Urlor lança une pleine pelletée de cailloux vers le seau de Corran.
— Ne fais pas ça, souffla-t-il. Attends d’en apprendre davantage.
— C’est ce que je suis en train de faire : je m’informe, riposta le pilote.
— Tu risquerais ta vie sur un coup de tête ? intervint Jan, qui l’observait aussi.
— Escadron Rogue, rappelez-vous ! crâna Corran.
— Corellien, plutôt ! lâcha le vieil homme. Vous n’avez aucune considération pour le destin.
— Pourquoi respecter ce qu’il vaut mieux braver ? Faites-moi confiance, je dois essayer.
— Que la Force soit avec toi, s’inclina Urlor en jetant une dernière pelletée dans le seau.
— Merci.
Corran commença le difficile chemin vers le tapis roulant. Son plan était simple : il jetterait son seau, puis sauterait sur le tapis pour arriver jusqu’à la bouche. Là-bas, il semblait y avoir suffisamment d’ombre pour le dissimuler. S’il pouvait ensuite descendre par le conduit ou trouver un autre passage, il serait libre.
— Toi, là-bas !
Corran se tourna vers le garde qui venait de l’interpeller.
— Moi ?
— Approche.
Méfiant, il s’exécuta.
— Monsieur ?
— Pas de questions, prisonnier ! grogna le commando. Tu es nouveau, tu as besoin d’une leçon.
Sans crier gare, il abattit sa carabine-blaster, qui atteignit le pilote au-dessus de l’oreille droite.
La douleur l’emporta sur la panique. Corran empoigna son seau et le jeta à la figure du garde, qui bascula en arrière. Sa vision s’éclaircit et les secondes parurent se transformer en heures. Il entendit le sifflement d’un blaster ; un éclair bleu passa devant lui. Les prisonniers se jetèrent à terre. Tous, sauf un : Jan. Les yeux pleins de terreur et de fierté, le vieil homme fit signe à Corran, qui répondit par un hochement de tête.
La détonation atteignit le pilote à la poitrine. En un instant, ses nerfs brûlèrent, le faisant se tordre de douleur. Ses muscles se contractèrent. L’impact contre le sol lui fit probablement mal, mais ses nerfs n’assuraient plus le transport des données vers le cerveau.
Il ne put savoir précisément ce qu’il ressentait.
Sauf que ça n’est pas agréable.
Il vit Jan s’accroupir près de lui.
— Je vais demander de l’aide, déclara le vieil homme.
Le Rogue voulut faire un signe de tête, ou au moins cligner des yeux pour signifier qu’il avait compris… En vain.
L’équipe médicale alertée par les gardes arriva rapidement, portant un brancard équipé d’un moteur à répulsion.
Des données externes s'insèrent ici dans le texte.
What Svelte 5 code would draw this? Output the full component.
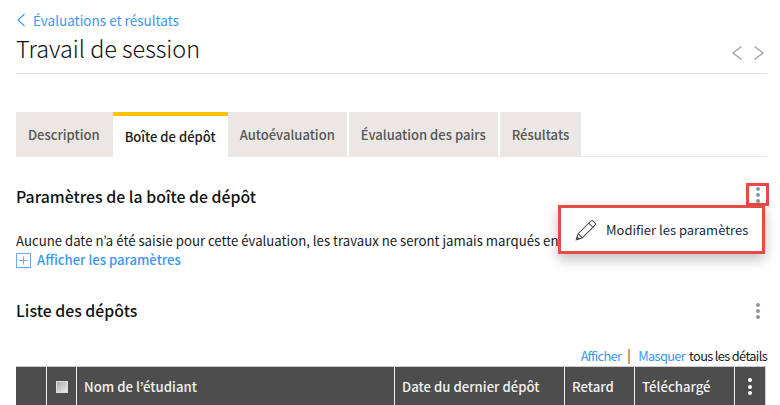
<script>
  const tabs = ['Description', 'Boîte de dépôt', 'Autoévaluation', 'Évaluation des pairs', 'Résultats'];
  let active = 1;
</script>

<div class="page">
  <a class="back" href="#top">
    <svg width="10" height="14" viewBox="0 0 10 14"><path d="M8.5 1 2 7l6.500 6" /></svg>
    Évaluations et résultats
  </a>
  <div class="title-row">
    <h1>Travail de session</h1>
    <div class="pager">
      <svg width="12" height="16" viewBox="0 0 12 16"><path d="M10.500 1.500 2 8l8.500 6.500" /></svg>
      <svg width="12" height="16" viewBox="0 0 12 16"><path d="M1.500 1.500 10 8l-8.500 6.500" /></svg>
    </div>
  </div>

  <ul class="tabs">
    {#each tabs as tab, i}
      <li class:active={i === active}>{tab}</li>
    {/each}
  </ul>

  <section class="settings">
    <div class="section-head">
      <h2>Paramètres de la boîte de dépôt</h2>
      <button class="kebab flagged" aria-label="Options"><i></i><i></i><i></i></button>
      <div class="menu">
        <svg width="22" height="22" viewBox="0 0 24 24">
          <path d="M1.500 22.500 3.500 16 17.300 2.200a1.800 1.800 0 0 1 2.500 0l2 2a1.800 1.800 0 0 1 0 2.500L8 20.500Z" />
          <path d="M15 4.500l4.500 4.500M3.500 16 8 20.500M1.500 22.500l2.800-.9-1.900-1.900Z" />
        </svg>
        <span>Modifier les paramètres</span>
      </div>
    </div>
    <p>Aucune date n’a été saisie pour cette évaluation, les travaux ne seront jamais marqués en retard.</p>
    <a class="toggle" href="#top">
      <svg width="15" height="15" viewBox="0 0 15 15"><rect x="0.500" y="0.500" width="14" height="14" /><path d="M7.500 3.500v8M3.500 7.500h8" /></svg>
      Afficher les paramètres
    </a>
  </section>

  <section class="list">
    <div class="section-head">
      <h2>Liste des dépôts</h2>
      <button class="kebab" aria-label="Options"><i></i><i></i><i></i></button>
    </div>
    <div class="details">
      <a href="#top">Afficher</a><span class="sep"></span><a href="#top">Masquer</a><span class="rest">tous les détails</span>
    </div>
    <div class="table">
      <div class="cell"></div>
      <div class="cell c-b"><span class="check"></span></div>
      <div class="cell">Nom de l’étudiant</div>
      <div class="cell">Date du dernier dépôt</div>
      <div class="cell">Retard</div>
      <div class="cell">Téléchargé</div>
      <div class="cell c-more"><span class="kebab white"><i></i><i></i><i></i></span></div>
    </div>
  </section>
</div>

<style>
  :global(body) {
    margin: 0;
    background: #fff;
    overflow: hidden;
  }

  .page {
    width: 751px;
    height: 405px;
    margin-left: 16px;
    font-family: "Noto Sans CJK JP", "Noto Sans", sans-serif;
    font-size: 13.500px;
    color: #1a1a1a;
  }

  a {
    color: #3a97f8;
    text-decoration: none;
  }

  svg path,
  svg rect {
    fill: none;
  }

  .back {
    display: flex;
    align-items: center;
    gap: 7px;
    height: 20px;
    padding-top: 10px;
    line-height: 20px;
  }

  .back svg path {
    stroke: #3a97f8;
    stroke-width: 1.100;
  }

  .title-row {
    display: flex;
    justify-content: space-between;
    align-items: center;
    height: 43px;
    border-bottom: 1px solid #dcdcdc;
  }

  h1 {
    margin: 0 0 7px;
    font-size: 23.400px;
    font-weight: 300;
    line-height: 36px;
    color: #111;
  }

  .pager {
    display: flex;
    gap: 10px;
    padding-right: 2px;
    padding-top: 3px;
  }

  .pager svg path {
    stroke: #9c9c9c;
    stroke-width: 1.200;
  }

  .tabs {
    display: flex;
    height: 44px;
    margin: 38px 0 0;
    padding: 0;
    list-style: none;
    border-bottom: 1px solid #e8e8e8;
  }

  .tabs li {
    display: flex;
    align-items: center;
    padding: 0 12px;
    margin-right: 2px;
    background: #ebe7e4;
    color: #555;
    font-size: 13.050px;
    font-weight: 500;
  }

  .tabs li:first-child {
    padding-right: 13px;
  }

  .tabs li:first-child,
  .tabs li.active {
    margin-right: 0;
  }

  .tabs li.active {
    background: #fff;
    border-top: 4px solid #fdc300;
    color: #1a1a1a;
    margin-bottom: -1px;
  }

  .section-head {
    position: relative;
    display: flex;
    justify-content: space-between;
    align-items: center;
  }

  .settings .section-head {
    margin-top: 28px;
    height: 24px;
  }

  h2 {
    margin: 0;
    font-size: 15.850px;
    font-weight: 500;
    line-height: 24px;
    color: #111;
  }

  .kebab {
    display: flex;
    flex-direction: column;
    align-items: center;
    justify-content: center;
    gap: 2px;
    width: 20px;
    margin-right: -1px;
    padding: 0;
    border: 0;
    background: none;
  }

  .kebab i {
    width: 4px;
    height: 4px;
    border-radius: 50%;
    background: #8d95a0;
  }

  .kebab.flagged {
    box-sizing: border-box;
    align-self: flex-start;
    width: 23px;
    height: 23px;
    margin-right: -2px;
    margin-top: -2px;
    border: 3px solid #e84a45;
  }

  .kebab.white {
    gap: 2.500px;
    margin-right: 0;
  }

  .kebab.white i {
    background: #fff;
  }

  .menu {
    position: absolute;
    top: 20px;
    right: 2px;
    display: flex;
    align-items: center;
    gap: 9px;
    box-sizing: border-box;
    width: 207px;
    height: 49px;
    padding-left: 14px;
    background: #fff;
    border: 3px solid #e84a45;
    box-shadow: 0 5px 12px rgba(0, 0, 0, 0.25);
    color: #1a2a3a;
    font-size: 13px;
    white-space: nowrap;
    z-index: 2;
  }

  .menu svg path {
    stroke: #444;
    stroke-width: 1.100;
  }

  p {
    margin: 22px 0 0;
    font-size: 13.200px;
    line-height: 19px;
    white-space: nowrap;
  }

  .toggle {
    display: flex;
    align-items: center;
    gap: 6px;
    height: 18px;
    padding-top: 1px;
    margin-bottom: -1px;
    font-size: 13.100px;
    font-weight: 500;
    line-height: 18px;
  }

  .toggle svg rect,
  .toggle svg path {
    stroke: #6aa9f5;
  }

  .list .section-head {
    margin-top: 31px;
    height: 24px;
  }

  .details {
    display: flex;
    justify-content: flex-end;
    align-items: center;
    margin-top: 24px;
    height: 18px;
    font-size: 12.800px;
    letter-spacing: -0.650px;
    line-height: 18px;
  }

  .sep {
    width: 2px;
    height: 15px;
    margin: 0 8px 0 7px;
    background: #d6a05c;
  }

  .rest {
    margin-left: 4px;
  }

  .table {
    display: grid;
    grid-template-columns: 31px 30px 318px 170px 70px 100px 31px;
    box-sizing: border-box;
    width: 750px;
    height: 40px;
    margin-top: 1px;
    background: #4d4d4d;
    border-top: 1px solid #ccc;
    border-right: 1px solid #ccc;
    color: #f2f2f2;
    font-size: 13.200px;
    font-weight: 500;
  }

  .cell {
    display: flex;
    align-items: center;
    box-sizing: border-box;
    padding-left: 7px;
    border-right: 1px solid #f0f0f0;
  }

  .c-more {
    border-right: 0;
    padding-left: 5px;
  }

  .c-b {
    justify-content: center;
    padding-left: 1px;
  }

  .check {
    box-sizing: border-box;
    width: 12px;
    height: 12px;
    background: linear-gradient(135deg, #aaa, #eee);
    border: 1px solid #ddd;
  }
</style>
Après y avoir installé leur collègue, les infirmiers y étendirent Corran.
La tête en bas, il ne vit pas grand-chose.
— Il sentit que les Impériaux montaient dans un ascenseur et entendit trois bips, qu’il supposa correspondre au nombre d’étages.
Quand la cabine s’immobilisa, le brancard traversa des corridors à l’aspect plus moderne et mieux entretenus que le reste du bâtiment, si l’état du sol était une indication valable.
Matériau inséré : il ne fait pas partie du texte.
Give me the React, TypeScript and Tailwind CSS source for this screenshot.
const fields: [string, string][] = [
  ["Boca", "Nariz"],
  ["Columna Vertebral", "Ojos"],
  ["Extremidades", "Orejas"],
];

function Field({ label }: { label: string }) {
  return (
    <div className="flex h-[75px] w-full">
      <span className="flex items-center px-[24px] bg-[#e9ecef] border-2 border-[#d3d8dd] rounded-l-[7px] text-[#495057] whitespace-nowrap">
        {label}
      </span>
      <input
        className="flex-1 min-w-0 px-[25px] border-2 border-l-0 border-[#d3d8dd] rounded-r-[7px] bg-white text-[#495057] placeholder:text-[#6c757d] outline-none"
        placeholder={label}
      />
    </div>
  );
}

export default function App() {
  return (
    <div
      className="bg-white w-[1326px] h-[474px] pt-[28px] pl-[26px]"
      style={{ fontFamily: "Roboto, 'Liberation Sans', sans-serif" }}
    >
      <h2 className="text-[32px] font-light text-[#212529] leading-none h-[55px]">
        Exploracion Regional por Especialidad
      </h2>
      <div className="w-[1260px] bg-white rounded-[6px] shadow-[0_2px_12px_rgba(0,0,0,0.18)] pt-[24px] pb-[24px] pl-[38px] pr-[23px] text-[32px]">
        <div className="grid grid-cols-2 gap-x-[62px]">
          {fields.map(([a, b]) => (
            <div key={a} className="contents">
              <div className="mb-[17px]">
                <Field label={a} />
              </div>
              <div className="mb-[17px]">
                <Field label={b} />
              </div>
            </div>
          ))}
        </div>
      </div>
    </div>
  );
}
Les infirmiers jetèrent littéralement le détenu dans une pièce où planait l’odeur familière du bacta. Corran perçut des bribes de conversation entre les médecins et le droïd qui allait s’occuper du garde, mais un sifflement, dans son oreille droite, l’empêcha de comprendre.
Puis il entendit un bruit de pas : celui de vrais commandos disciplinés. Ça n’avait rien d’extraordinaire en soi, mais s’ils avaient été dans la pièce, ils auraient marché sur Corran. Tout chamboulé qu’il soit, le pilote était à peu près certain qu’il s’en serait aperçu. Seule alternative possible : ils se trouvaient dans une pièce au-dessous de lui.
Ce que ça signifiait demeurait pour l’instant hors de portée de sa compréhension.